While Leon was sometimes taken aback by the manners of his Canadian employees — “he did not find Canadians are too polite,” joked Murray — he was an advocate for their rights. He promoted safety training on logging sites, created indoor restrooms and dining halls for workers and paid fair wages to his nearly 5,000 staff.

A UBC family

Leon today is perhaps known best for the multiple buildings and scholarships that bear his family name — but his story and contributions to UBC run deeper than architecture.

Schooled at the London School of Economics and la Sorbonne, Leon was a keen supporter of education and the arts. In 1955, he and his wife Thea created the foundation that bears their names with a $1 million endowment, which they called a “just a small repayment of our debt” to Canada.

A good deal of that initial endowment went towards building the Faculty Club — which has since become the Leon & Thea Koerner University Centre — and the Thea Koerner House. Both buildings that still stand today.

When the Thea Koerner House was completed in 1960, Leon moved into its penthouse, making him one of the first people to call UBC home.

Susan Porter, graduate school dean and vice-provost, noted that the building was called “the greatest stimulus to graduate work since the creation of the faculty.”

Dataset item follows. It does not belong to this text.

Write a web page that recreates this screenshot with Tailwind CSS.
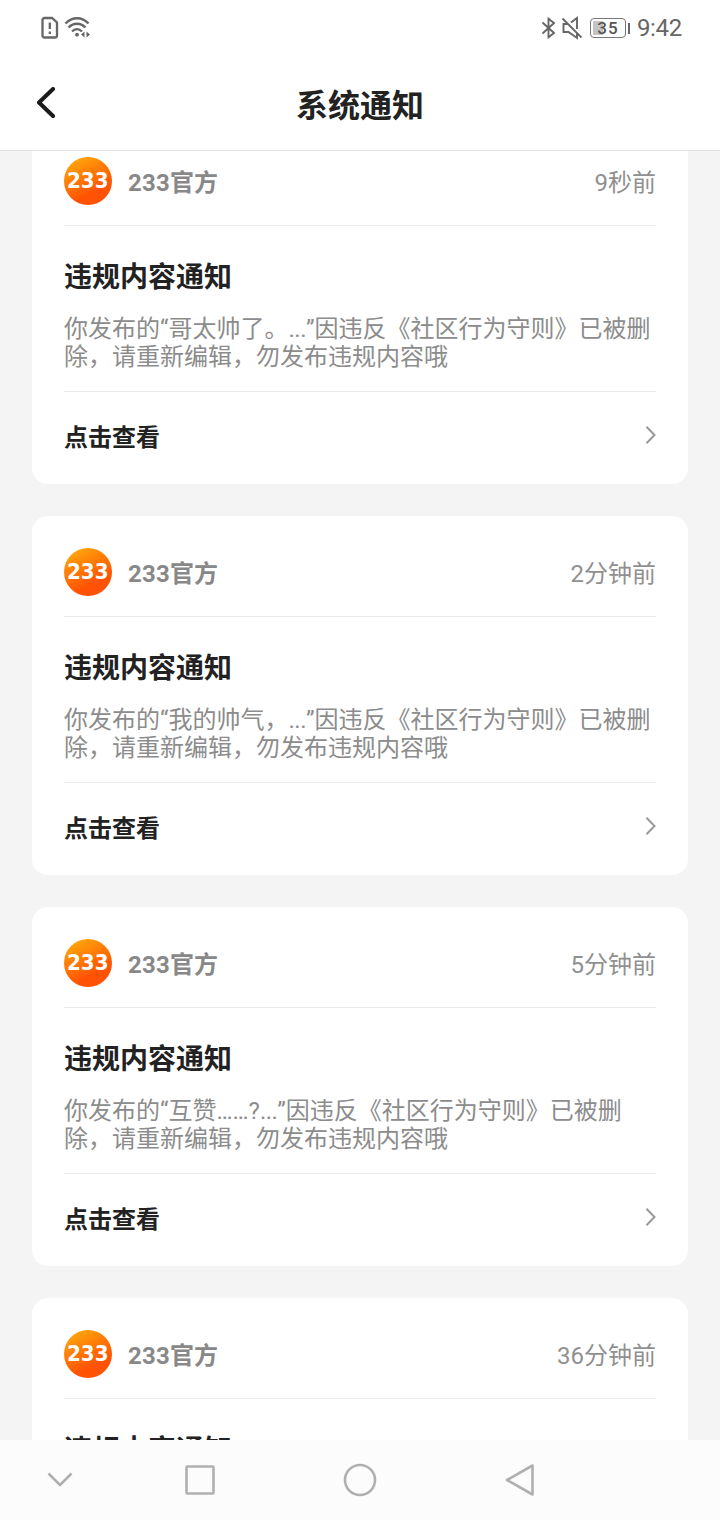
<!DOCTYPE html>
<html lang="zh-CN">
<head>
<meta charset="utf-8">
<title>系统通知</title>
<script src="https://cdn.jsdelivr.net/npm/@tailwindcss/browser@4"></script>
</head>
<body class="w-[720px] h-[1520px] overflow-hidden bg-[#f4f4f4] font-[Roboto,'Noto_Sans_CJK_SC',sans-serif] flex flex-col">
<svg class="absolute w-0 h-0">
  <defs>
    <linearGradient id="lg" x1="0.1" y1="0" x2="0.6" y2="1"><stop offset="0" stop-color="#ffb010"/><stop offset="0.45" stop-color="#ff7a05"/><stop offset="0.8" stop-color="#ff5204"/></linearGradient>
  </defs>
  <symbol id="logo" viewBox="0 0 48 48"><circle cx="24" cy="24" r="24" fill="url(#lg)"/><text x="3" y="31.3" textLength="41.5" lengthAdjust="spacingAndGlyphs" font-family="DejaVu Sans" font-weight="700" font-size="20.5" fill="#fff">233</text></symbol>
  <symbol id="go" viewBox="0 0 12 20"><path d="M2.500 1.800 10.500 10 2.500 18.200" fill="none" stroke="#999" stroke-width="2"/></symbol>
</svg>

<header class="h-[151px] shrink-0 bg-white border-b border-[#e2e2e2]">
  <div class="h-14 flex items-center justify-between pl-10 pr-[38px] text-[#666]">
    <svg class="w-[52px] h-6" viewBox="0 0 52 24" fill="none" stroke="#666" stroke-width="2.300">
      <path d="M4.500 2H12l5 4.500V19.500a2 2 0 0 1-2 2H4.500a2 2 0 0 1-2-2V4a2 2 0 0 1 2-2Z"/>
      <path d="M9.800 6.500v6.500M9.800 15.500v2.500"/>
      <path d="M25.500 7.500C32 .5 42 .5 48.500 7.500M28.500 11.500c5-5 12-5 17 0M32 15.500c3-3 7-3 10 0"/>
      <circle cx="37" cy="18.700" r="1.900" fill="#666" stroke="none"/>
      <path d="M44.500 15.500v6l-3.500-3ZM46.500 15.500v6l3.500-3Z" fill="#666" stroke="none"/>
    </svg>
    <div class="flex items-center">
      <svg class="w-[42px] h-6" viewBox="0 0 42 24" fill="none" stroke="#666" stroke-width="1.900">
        <path d="m2.500 6.500 11.500 10.500-5.500 4.300V2.700L14 7 2.500 17.500"/>
        <path d="M22.500 2.500 41.500 21.500M27.500 8H23.500v8h5l8.500 6V17M31 6.500l6-4.500v11"/>
      </svg>
      <div class="ml-[8px] w-9 h-5 rounded-[4px] border border-[#777] p-[2px] bg-linear-to-r from-[#c4c4c4] from-35% to-white to-35% bg-clip-content text-[17px] leading-[15px] tracking-[1px] text-center font-medium text-[#555]">35</div>
      <div class="ml-[2px] w-[2px] h-[11px] bg-[#666]"></div>
      <div class="ml-[7px] text-[24px] leading-6 tracking-[-0.3px]">9:42</div>
    </div>
  </div>
  <div class="h-[94px] grid grid-cols-[1fr_auto_1fr] items-center pl-9 pr-9">
    <svg class="w-5 h-8" viewBox="0 0 20 32" fill="none" stroke="#1a1a1a" stroke-width="4" stroke-linecap="round" stroke-linejoin="round"><path d="M17 2 3 15.500 17 29"/></svg>
    <h1 class="text-[32px] leading-10 font-bold text-[#222] mt-[5px]">系统通知</h1>
    <div></div>
  </div>
</header>

<main class="h-[1289px] shrink-0 overflow-hidden px-8">
  <div class="-mt-[26px] flex flex-col gap-8">
    <section class="h-[359px] shrink-0 rounded-2xl bg-white px-8 pt-8">
      <div class="h-[69px] border-b border-[#ebebeb] flex items-start">
        <svg class="size-12"><use href="#logo"/></svg>
        <span class="ml-4 mt-[10px] text-[24px] leading-8 font-bold tracking-[0.2px] text-[#888]">233官方</span>
        <span class="ml-auto mt-[10px] text-[24px] leading-8 text-[#909090]">9秒前</span>
      </div>
      <h2 class="mt-[34px] text-[28px] leading-9 font-bold text-[#222]">违规内容通知</h2>
      <p class="mt-[19px] h-[56px] text-[24px] leading-[28px] text-[#8c8c8c] whitespace-nowrap">你发布的“哥太帅了。<span class="tracking-[-0.5px]">...</span>”因违反《社区行为守则》已被删<br>除，请重新编辑，勿发布违规内容哦</p>
      <div class="mt-[20px] border-t border-[#ebebeb] h-[92px] flex items-center justify-between">
        <span class="text-[24px] leading-8 font-bold text-[#222]">点击查看</span>
        <svg class="w-3 h-5 -mt-[6px]"><use href="#go"/></svg>
      </div>
    </section>
    <section class="h-[359px] shrink-0 rounded-2xl bg-white px-8 pt-8">
      <div class="h-[69px] border-b border-[#ebebeb] flex items-start">
        <svg class="size-12"><use href="#logo"/></svg>
        <span class="ml-4 mt-[10px] text-[24px] leading-8 font-bold tracking-[0.2px] text-[#888]">233官方</span>
        <span class="ml-auto mt-[10px] text-[24px] leading-8 text-[#909090]">2分钟前</span>
      </div>
      <h2 class="mt-[34px] text-[28px] leading-9 font-bold text-[#222]">违规内容通知</h2>
      <p class="mt-[19px] h-[56px] text-[24px] leading-[28px] text-[#8c8c8c] whitespace-nowrap">你发布的“我的帅气，<span class="tracking-[-0.5px]">...</span>”因违反《社区行为守则》已被删<br>除，请重新编辑，勿发布违规内容哦</p>
      <div class="mt-[20px] border-t border-[#ebebeb] h-[92px] flex items-center justify-between">
        <span class="text-[24px] leading-8 font-bold text-[#222]">点击查看</span>
        <svg class="w-3 h-5 -mt-[6px]"><use href="#go"/></svg>
      </div>
    </section>
    <section class="h-[359px] shrink-0 rounded-2xl bg-white px-8 pt-8">
      <div class="h-[69px] border-b border-[#ebebeb] flex items-start">
        <svg class="size-12"><use href="#logo"/></svg>
        <span class="ml-4 mt-[10px] text-[24px] leading-8 font-bold tracking-[0.2px] text-[#888]">233官方</span>
        <span class="ml-auto mt-[10px] text-[24px] leading-8 text-[#909090]">5分钟前</span>
      </div>
      <h2 class="mt-[34px] text-[28px] leading-9 font-bold text-[#222]">违规内容通知</h2>
      <p class="mt-[19px] h-[56px] text-[24px] leading-[28px] text-[#8c8c8c] whitespace-nowrap">你发布的“互赞……?<span class="tracking-[-0.6px]">...</span>”因违反《社区行为守则》已被删<br>除，请重新编辑，勿发布违规内容哦</p>
      <div class="mt-[20px] border-t border-[#ebebeb] h-[92px] flex items-center justify-between">
        <span class="text-[24px] leading-8 font-bold text-[#222]">点击查看</span>
        <svg class="w-3 h-5 -mt-[6px]"><use href="#go"/></svg>
      </div>
    </section>
    <section class="h-[359px] shrink-0 rounded-2xl bg-white px-8 pt-8">
      <div class="h-[69px] border-b border-[#ebebeb] flex items-start">
        <svg class="size-12"><use href="#logo"/></svg>
        <span class="ml-4 mt-[10px] text-[24px] leading-8 font-bold tracking-[0.2px] text-[#888]">233官方</span>
        <span class="ml-auto mt-[10px] text-[24px] leading-8 text-[#909090]">36分钟前</span>
      </div>
      <h2 class="mt-[34px] text-[28px] leading-9 font-bold text-[#222]">违规内容通知</h2>
    </section>
  </div>
</main>

<nav class="h-20 shrink-0 bg-[#fcfcfc]">
  <svg class="w-[720px] h-20" viewBox="0 0 720 80" fill="none" stroke="#b0b0b0" stroke-width="2.600" stroke-linejoin="round">
    <path d="m48.500 33.500 11.500 11.500 11.500-11.500"/>
    <rect x="186.500" y="26.500" width="27" height="27" rx="1"/>
    <circle cx="360" cy="40" r="15"/>
    <path d="M532.500 25.500v29l-25.500-14.500Z"/>
  </svg>
</nav>
</body>
</html>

“Leon Koerner’s vision for the space here was something very important for higher education, as it is now,” said Porter. “He know that education must entail more than studying, classes, research that intellectual and social community were important to the development of the whole person.”

“He recognized that graduate students were an important community on campus,” said Graduate Student Society President John Ebe. “He understood they required a dedicated space.”